Poetry gives my life a little more air, space and grace. I once had a poetry professor who taught that a poem needed less than 10 words to get to the crux of the poem. It is the space within in a poem, he taught, that reveals its depth. Like poetry, yoga needs very little to provide me space in my body, space in my breathing and space in my mind. I have learned that the depth of the practice isn’t revealed by how many poses and how much I can do, but really how much space I let in. For me, poetry and yoga occupy the same place in my heart–a place where there is always wonder, grace and delight. Oh, and such a richness of imagery. The conversation I have with my body on the mat often unfolds like a poem full of imagery and nuance.

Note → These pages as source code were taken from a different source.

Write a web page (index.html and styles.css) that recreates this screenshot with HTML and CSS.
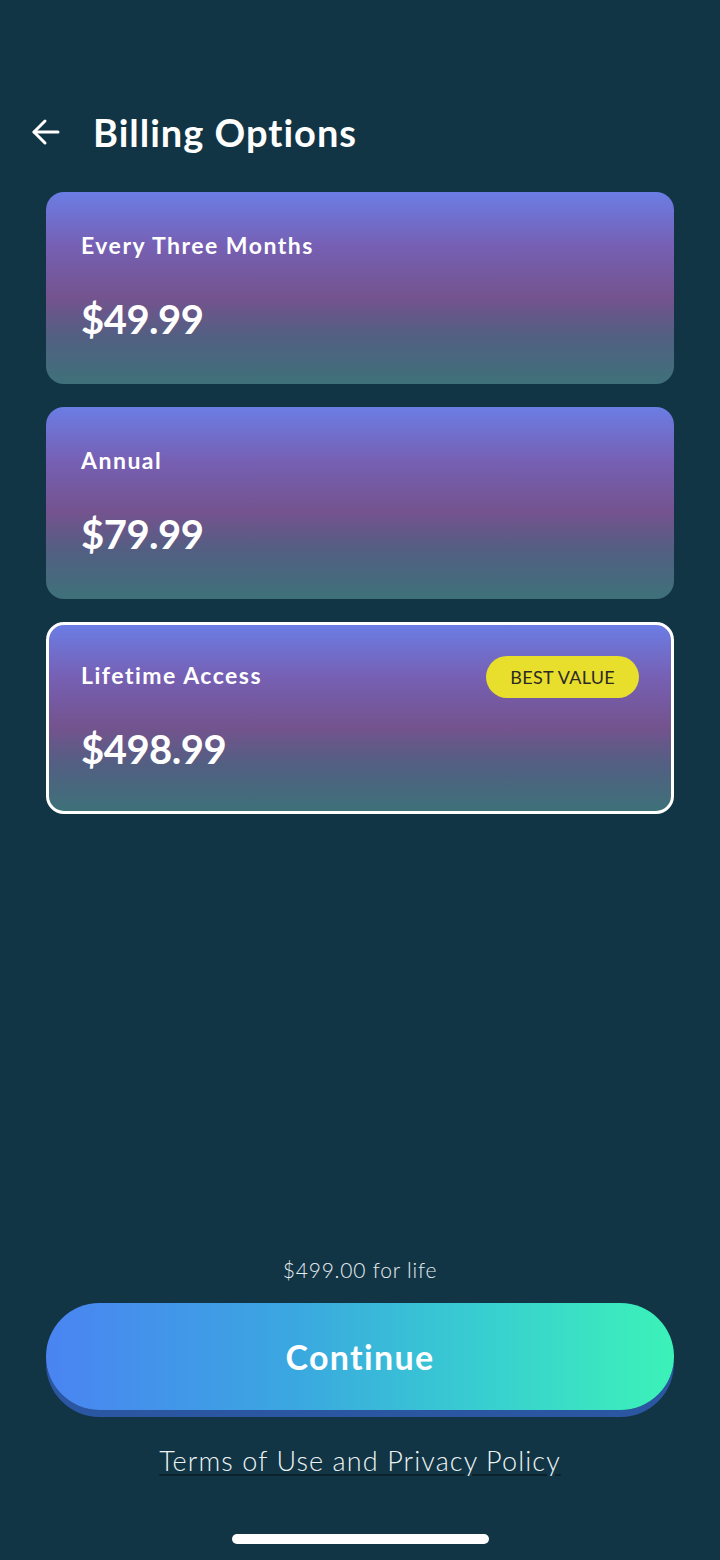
FILE: index.html
```html
<!DOCTYPE html>
<html lang="en">
<head>
<meta charset="UTF-8">
<meta name="viewport" content="width=device-width, initial-scale=1.0">
<link rel="stylesheet" href="styles.css">
</head>
<body>

<div class="screen">
  <!-- Top bar with back arrow -->
  <div class="header">
    <a href="#" class="back-button">
      <svg width="32" height="32" viewBox="0 0 32 32" fill="none" stroke="#fff" stroke-width="3" stroke-linecap="round" stroke-linejoin="round">
        <path d="M28 16H4"/>
        <path d="M15 5L4 16l11 11"/>
      </svg>
    </a>
    <h1>Billing Options</h1>
  </div>

  <!-- Plan cards -->
  <div class="plans">
    <div class="plan">
      <div class="plan-top">
        <span class="plan-name">Every Three Months</span>
      </div>
      <div class="plan-price">$49.99</div>
    </div>
    <div class="plan">
      <div class="plan-top">
        <span class="plan-name">Annual</span>
      </div>
      <div class="plan-price">$79.99</div>
    </div>
    <div class="plan selected">
      <div class="plan-top">
        <span class="plan-name">Lifetime Access</span>
        <span class="badge">BEST VALUE</span>
      </div>
      <div class="plan-price">$498.99</div>
    </div>
  </div>

  <div class="spacer"></div>

  <!-- Bottom actions -->
  <div class="footer">
    <div class="summary">$499.00 for life</div>
    <button type="button" class="continue-button">Continue</button>
    <a href="#" class="terms">Terms of Use and Privacy Policy</a>
    <div class="home-bar"></div>
  </div>
</div>

</body>
</html>
```

FILE: styles.css
```css
body {
  margin: 0;
  padding: 0;
  background-color: #123545;
  font-family: Lato, "Noto Sans", sans-serif;
  color: #fff;
}
.screen {
  height: 1560px;
  display: flex;
  flex-direction: column;
  box-sizing: border-box;
}
.header {
  display: flex;
  align-items: center;
  height: 52px;
  margin-top: 106px;
  padding-left: 30px;
}
.back-button {
  display: flex;
  width: 32px;
  height: 32px;
  margin-right: 31px;
}
h1 {
  margin: 0;
  font-size: 38px;
  font-weight: 700;
  letter-spacing: 1px;
}
.plans {
  display: flex;
  flex-direction: column;
  gap: 23px;
  margin: 34px 46px 0 46px;
}
.plan {
  height: 192px;
  box-sizing: border-box;
  padding: 33px 35px 0 35px;
  border-radius: 18px;
  background: linear-gradient(180deg, #6b7de4 0%, #7660b4 28%, #74538e 55%, #525f82 75%, #3e7179 100%);
}
.plan.selected {
  border: 3px solid #fff;
  padding: 30px 32px 0 32px;
}
.plan-top {
  display: flex;
  justify-content: space-between;
  align-items: center;
  height: 40px;
}
.plan-name {
  font-size: 23px;
  font-weight: 700;
  letter-spacing: 1.5px;
}
.badge {
  display: flex;
  align-items: center;
  height: 42px;
  padding: 0 24px;
  border-radius: 21px;
  background-color: #e8de2c;
  color: #2d2a26;
  font-size: 18px;
  font-weight: 400;
  letter-spacing: 0.3px;
  margin-top: 4px;
}
.plan-price {
  margin-top: 30px;
  font-size: 40px;
  font-weight: 700;
  letter-spacing: -0.5px;
}
.spacer {
  flex: 1;
}
.footer {
  display: flex;
  flex-direction: column;
  align-items: center;
  padding-bottom: 16px;
}
.summary {
  font-size: 21px;
  font-weight: 300;
  letter-spacing: 0.8px;
  color: #e6eef2;
  margin-bottom: 21px;
}
.continue-button {
  width: 628px;
  height: 107px;
  border: none;
  border-radius: 54px;
  background: linear-gradient(90deg, #4a84f2 0%, #3aa8e0 40%, #38cfd0 70%, #3cf2b8 100%);
  box-shadow: 0 7px 0 #2a56a2;
  color: #fff;
  font-family: Lato, "Noto Sans", sans-serif;
  font-size: 34px;
  font-weight: 700;
  letter-spacing: 1.3px;
  cursor: pointer;
}
.terms {
  margin-top: 34px;
  font-size: 27px;
  font-weight: 300;
  letter-spacing: 1.1px;
  color: #eef4f4;
  text-decoration: underline;
  text-decoration-color: rgba(0, 0, 0, 0.35);
  text-underline-offset: 3px;
}
.home-bar {
  width: 257px;
  height: 10px;
  border-radius: 5px;
  background-color: #fff;
  margin-top: 57px;
}
```
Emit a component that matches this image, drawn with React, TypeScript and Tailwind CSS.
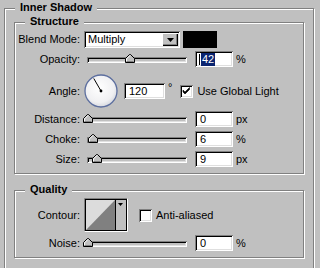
import React from "react";

const sunken =
  "shadow-[inset_1px_1px_0_#808080,inset_-1px_-1px_0_#ffffff,inset_2px_2px_0_#000000,inset_-2px_-2px_0_#dfdfdf]";
const etched =
  "border border-[#808080] shadow-[inset_1px_1px_0_#ffffff,1px_1px_0_#ffffff]";

function Thumb({ className }: { className: string }) {
  return (
    <svg width="10" height="9" viewBox="0 0 10 9" className={className}>
      <path d="M0.5 8.5 V4.5 L4.5 0.5 H5.5 L9.5 4.5 V8.5 Z" fill="#c0c0c0" stroke="#000" />
      <path d="M1.5 7.5 V4.9 L4.9 1.5" fill="none" stroke="#fff" />
      <path d="M1.5 7.5 H8.5" fill="none" stroke="#808080" />
    </svg>
  );
}

function Slider({ thumb }: { thumb: string }) {
  return (
    <div className="relative w-[108px] h-[16px] ml-[3px]">
      <div className={`ml-[4px] mt-[6px] w-[100px] h-[6px] bg-[#c0c0c0] ${sunken}`} />
      <Thumb className={`absolute top-[3px] ${thumb}`} />
    </div>
  );
}

function Field({ children, w = "w-[38px]" }: { children: React.ReactNode; w?: string }) {
  return (
    <div className={`h-[16px] ${w} bg-white ${sunken} flex items-center pl-[5px]`}>{children}</div>
  );
}

function Label({ children }: { children: React.ReactNode }) {
  return <div className="w-[65px] text-right shrink-0">{children}</div>;
}

function SliderRow({
  label,
  value,
  unit,
  thumb,
  className,
}: {
  label: string;
  value: React.ReactNode;
  unit: string;
  thumb: string;
  className: string;
}) {
  return (
    <div className={`flex items-center h-[16px] ${className}`}>
      <Label>{label}</Label>
      <Slider thumb={thumb} />
      <div className="ml-[4px]">
        <Field>{value}</Field>
      </div>
      <div className="ml-[3px]">{unit}</div>
    </div>
  );
}

function Checkbox({ checked }: { checked: boolean }) {
  return (
    <div className={`w-[13px] h-[13px] bg-white ${sunken} relative shrink-0`}>
      {checked && (
        <svg width="13" height="13" viewBox="0 0 13 13" className="absolute left-0 top-0">
          <path d="M3 5 L5 7 L9.5 2.5 V4.5 L5 9 L3 7 Z" fill="#000" stroke="#000" strokeWidth="0.6" />
        </svg>
      )}
    </div>
  );
}

function Dial() {
  const a = (120 * Math.PI) / 180;
  const x = 17 + 14.5 * Math.cos(a);
  const y = 17 - 14.5 * Math.sin(a);
  return (
    <svg width="34" height="34" viewBox="0 0 34 34">
      <defs>
        <radialGradient id="dg" cx="45%" cy="40%" r="65%">
          <stop offset="0%" stopColor="#ffffff" />
          <stop offset="70%" stopColor="#f0f0f2" />
          <stop offset="100%" stopColor="#cfd2da" />
        </radialGradient>
      </defs>
      <circle cx="17" cy="17" r="16" fill="url(#dg)" stroke="#5d6f9f" strokeWidth="1.3" />
      <line x1="17" y1="17" x2={x} y2={y} stroke="#000" strokeWidth="1" />
      <circle cx="17" cy="17" r="1.4" fill="#000" />
    </svg>
  );
}

function Contour() {
  return (
    <svg width="44" height="34" viewBox="0 0 44 34">
      <rect x="0" y="0" width="44" height="34" fill="#c0c0c0" />
      <path d="M0.5 33.5 V0.5 H43.5" fill="none" stroke="#808080" />
      <path d="M0.5 33.5 H43.5 V0.5" fill="none" stroke="#ffffff" />
      <rect x="1.5" y="1.5" width="41" height="31" fill="#dcdcdc" stroke="#000" />
      <path d="M2 32 L31 2 V32 Z" fill="#808080" />
      <rect x="31.5" y="2" width="10.5" height="30" fill="#c0c0c0" />
      <line x1="31.5" y1="2" x2="31.5" y2="32" stroke="#000" />
      <path d="M34 5 H39 L36.5 8 Z" fill="#000" />
    </svg>
  );
}

export default function App() {
  return (
    <div className="w-[320px] h-[268px] overflow-hidden bg-[#c0c0c0] pt-[8px] pl-[4px] text-black text-[11px] leading-[13px] font-['Liberation_Sans',Arial,sans-serif]">
      <div className={`w-[310px] h-[300px] ${etched} pl-[9px] flex flex-col`}>
        <div className="-mt-[8px] ml-[1px] self-start bg-[#c0c0c0] px-[5px] font-bold">Inner Shadow</div>

        <div className={`mt-[8px] w-[290px] ${etched} flex flex-col pb-[6px]`}>
          <div className="-mt-[8px] ml-[10px] self-start bg-[#c0c0c0] px-[5px] font-bold">Structure</div>

          <div className="mt-[3px] flex items-center h-[17px]">
            <Label>Blend Mode:</Label>
            <div className={`ml-[4px] w-[96px] h-[17px] bg-white ${sunken} flex items-center pl-[4px] pr-[2px]`}>
              <span className="flex-1">Multiply</span>
              <div className="w-[16px] h-[13px] bg-[#c0c0c0] shadow-[inset_1px_1px_0_#ffffff,inset_-1px_-1px_0_#000000,inset_-2px_-2px_0_#808080] flex items-center justify-center">
                <svg width="7" height="4" viewBox="0 0 7 4">
                  <path d="M0 0 H7 L3.5 4 Z" fill="#000" />
                </svg>
              </div>
            </div>
            <div className="ml-[3px] w-[34px] h-[17px] bg-black" />
          </div>

          <SliderRow
            className="mt-[3px]"
            label="Opacity:"
            thumb="left-[42px]"
            unit="%"
            value={
              <span className="flex items-center -ml-[1px]">
                <span className="w-[1px] h-[11px] bg-black" />
                <span className="ml-[1px] bg-[#0a2470] text-white px-[1px]">42</span>
              </span>
            }
          />

          <div className="mt-[7px] flex items-center h-[34px]">
            <Label>Angle:</Label>
            <div className="ml-[4px]">
              <Dial />
            </div>
            <div className="ml-[6px]">
              <Field w="w-[41px]">120</Field>
            </div>
            <div className="ml-[3px] self-start mt-[7px]">°</div>
            <div className="ml-[8px]">
              <Checkbox checked />
            </div>
            <div className="ml-[4px]">Use Global Light</div>
          </div>

          <SliderRow className="mt-[3px]" label="Distance:" thumb="left-[0px]" unit="px" value="0" />
          <SliderRow className="mt-[4px]" label="Choke:" thumb="left-[5px]" unit="%" value="6" />
          <SliderRow className="mt-[4px]" label="Size:" thumb="left-[9px]" unit="px" value="9" />
        </div>

        <div className={`mt-[16px] w-[290px] ${etched} flex flex-col pb-[6px]`}>
          <div className="-mt-[8px] ml-[10px] self-start bg-[#c0c0c0] px-[5px] font-bold">Quality</div>

          <div className="mt-[2px] flex items-center h-[34px]">
            <Label>Contour:</Label>
            <div className="ml-[4px]">
              <Contour />
            </div>
            <div className="ml-[11px]">
              <Checkbox checked={false} />
            </div>
            <div className="ml-[4px]">Anti-aliased</div>
          </div>

          <SliderRow className="mt-[3px]" label="Noise:" thumb="left-[0px]" unit="%" value="0" />
        </div>
      </div>
    </div>
  );
}
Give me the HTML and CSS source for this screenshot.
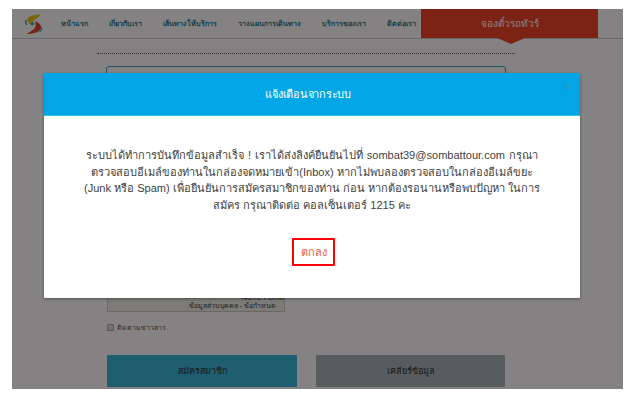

As Academy of American Poets Chancellor, C.D. Wright said, “Poetry is a necessity of life. It is a function of poetry to locate those zones inside us that would be free, and declare them so.” It is no coincidence, I think, that yoga can do the same. Both poetry and yoga touch the visceral part of us, the heart part of us. We are not just body and mind, these practices remind us. The part of us that is connected to each other, that can feel another, hope for another, give grace to another, cry and connect to another–that is the heart. And I don’t mean the physical pumping heart, though that is perhaps a good place to feel the sensation of connection. I am referring to the part of us that is the pulse of life that exists in our depths.

I like to think that this part of us exists to connect to others and that in connecting, we become messengers of all that is good and perfect in this world. We become messengers, or perhaps harbingers, of light into the world–and this is what yoga and poetry both do in my life. When we allow ourselves this connection to one another and to the world, we remain engaged and awake–able to really experience all the world has to offer. One of my favorite poems by Mary Oliver Messenger speaks of this very thing. Oliver writes:

My work is loving the world
Here the sunflowers, there the hummingbird–
equal seekers of sweetness.
Here the quickening yeast; there the blue plums.
Here the clam deep in the speckled sand.
Are my boots old? Is my coat torn?
Am I no longer young, and still not half-perfect?
Let me keep my mind on what matters,
which is my work,
which is mostly standing still and learning to be
astonished.
The phoebe, the delphinium.
The sheep in the pasture, and the pasture.
Which is mostly rejoicing, since all the ingredients are here,
which is gratitude, to be given a mind and a heart
and these body-clothes,
a mouth with which to give shouts of joy
to the moth and the wren, to the sleepy dug-up clam,
telling them all, over and over, how it is
that we live forever.

All of the ingredients for gratitude, for grace, for deep attention are right in front of us. And for me, my practice of observing the minutia of life so that I may write a poem and the practice of observing the minutia of physical and mental sensations in yoga have both opened me to these ingredients. It’s not in the grand poses, the endless words, or the astounding moments that we find daily joy, or that we understand what it means to live forever. It’s in surrendering to the space, the pauses, that we can stand still and learn to be astonished messengers.